▶ **Required work**
Copy all of the material word for word, except for the pictures.

▶ **Data**
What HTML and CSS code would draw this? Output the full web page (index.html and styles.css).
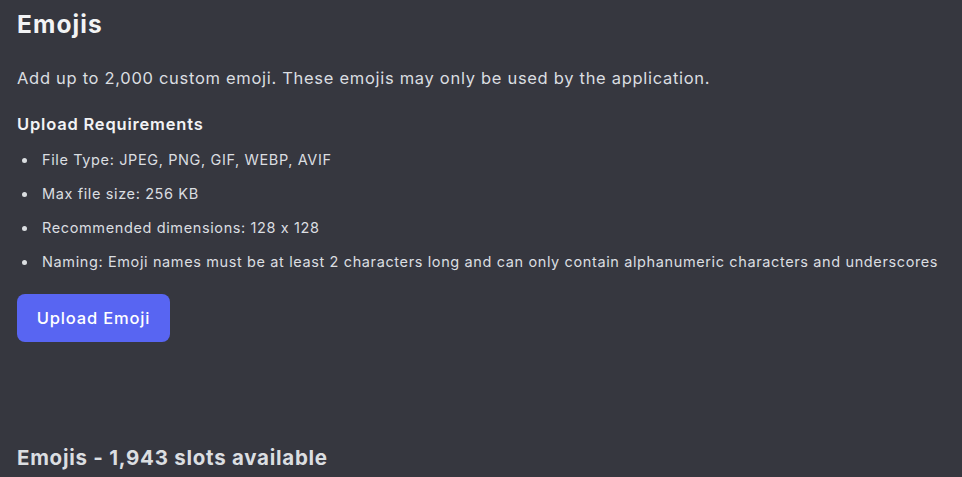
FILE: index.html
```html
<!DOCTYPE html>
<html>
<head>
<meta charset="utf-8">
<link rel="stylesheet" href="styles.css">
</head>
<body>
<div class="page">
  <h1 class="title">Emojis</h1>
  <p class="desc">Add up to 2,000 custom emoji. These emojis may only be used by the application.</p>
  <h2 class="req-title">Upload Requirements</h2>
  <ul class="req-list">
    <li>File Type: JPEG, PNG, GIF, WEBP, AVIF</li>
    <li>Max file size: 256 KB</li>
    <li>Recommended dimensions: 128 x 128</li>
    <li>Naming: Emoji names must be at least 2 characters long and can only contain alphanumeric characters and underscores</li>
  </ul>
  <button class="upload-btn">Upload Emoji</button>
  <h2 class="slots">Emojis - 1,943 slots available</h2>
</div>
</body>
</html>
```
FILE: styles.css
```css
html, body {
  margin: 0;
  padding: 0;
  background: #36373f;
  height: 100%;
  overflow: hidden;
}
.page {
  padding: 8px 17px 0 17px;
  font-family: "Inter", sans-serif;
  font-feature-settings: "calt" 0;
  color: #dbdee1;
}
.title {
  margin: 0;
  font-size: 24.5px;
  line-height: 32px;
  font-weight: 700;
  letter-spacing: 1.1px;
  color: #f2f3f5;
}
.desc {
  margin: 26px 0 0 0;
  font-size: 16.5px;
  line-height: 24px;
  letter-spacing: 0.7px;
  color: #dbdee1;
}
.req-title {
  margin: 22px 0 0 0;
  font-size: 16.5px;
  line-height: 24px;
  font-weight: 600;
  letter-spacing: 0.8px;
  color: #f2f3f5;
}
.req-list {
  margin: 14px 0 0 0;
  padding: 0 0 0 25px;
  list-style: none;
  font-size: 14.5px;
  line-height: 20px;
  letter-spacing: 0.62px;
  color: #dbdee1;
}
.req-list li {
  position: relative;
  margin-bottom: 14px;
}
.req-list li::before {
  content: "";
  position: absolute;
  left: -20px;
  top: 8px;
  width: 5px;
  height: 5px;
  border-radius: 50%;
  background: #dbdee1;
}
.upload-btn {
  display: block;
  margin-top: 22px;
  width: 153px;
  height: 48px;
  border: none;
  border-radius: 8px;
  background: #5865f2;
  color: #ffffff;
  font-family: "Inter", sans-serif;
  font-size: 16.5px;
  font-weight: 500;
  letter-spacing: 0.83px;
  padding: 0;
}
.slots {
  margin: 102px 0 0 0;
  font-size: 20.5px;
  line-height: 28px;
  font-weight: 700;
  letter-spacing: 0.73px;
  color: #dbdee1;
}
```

▶ **Task answer**
What HTML and CSS code would draw this? Output the full web page (index.html and styles.css).
FILE: index.html
```html
<!DOCTYPE html>
<html>
<head>
<meta charset="utf-8">
<link rel="stylesheet" href="styles.css">
</head>
<body>
<div class="page">
  <h1 class="title">Emojis</h1>
  <p class="desc">Add up to 2,000 custom emoji. These emojis may only be used by the application.</p>
  <h2 class="req-title">Upload Requirements</h2>
  <ul class="req-list">
    <li>File Type: JPEG, PNG, GIF, WEBP, AVIF</li>
    <li>Max file size: 256 KB</li>
    <li>Recommended dimensions: 128 x 128</li>
    <li>Naming: Emoji names must be at least 2 characters long and can only contain alphanumeric characters and underscores</li>
  </ul>
  <button class="upload-btn">Upload Emoji</button>
  <h2 class="slots">Emojis - 1,943 slots available</h2>
</div>
</body>
</html>
```
FILE: styles.css
```css
html, body {
  margin: 0;
  padding: 0;
  background: #36373f;
  height: 100%;
  overflow: hidden;
}
.page {
  padding: 8px 17px 0 17px;
  font-family: "Inter", sans-serif;
  font-feature-settings: "calt" 0;
  color: #dbdee1;
}
.title {
  margin: 0;
  font-size: 24.5px;
  line-height: 32px;
  font-weight: 700;
  letter-spacing: 1.1px;
  color: #f2f3f5;
}
.desc {
  margin: 26px 0 0 0;
  font-size: 16.5px;
  line-height: 24px;
  letter-spacing: 0.7px;
  color: #dbdee1;
}
.req-title {
  margin: 22px 0 0 0;
  font-size: 16.5px;
  line-height: 24px;
  font-weight: 600;
  letter-spacing: 0.8px;
  color: #f2f3f5;
}
.req-list {
  margin: 14px 0 0 0;
  padding: 0 0 0 25px;
  list-style: none;
  font-size: 14.5px;
  line-height: 20px;
  letter-spacing: 0.62px;
  color: #dbdee1;
}
.req-list li {
  position: relative;
  margin-bottom: 14px;
}
.req-list li::before {
  content: "";
  position: absolute;
  left: -20px;
  top: 8px;
  width: 5px;
  height: 5px;
  border-radius: 50%;
  background: #dbdee1;
}
.upload-btn {
  display: block;
  margin-top: 22px;
  width: 153px;
  height: 48px;
  border: none;
  border-radius: 8px;
  background: #5865f2;
  color: #ffffff;
  font-family: "Inter", sans-serif;
  font-size: 16.5px;
  font-weight: 500;
  letter-spacing: 0.83px;
  padding: 0;
}
.slots {
  margin: 102px 0 0 0;
  font-size: 20.5px;
  line-height: 28px;
  font-weight: 700;
  letter-spacing: 0.73px;
  color: #dbdee1;
}
```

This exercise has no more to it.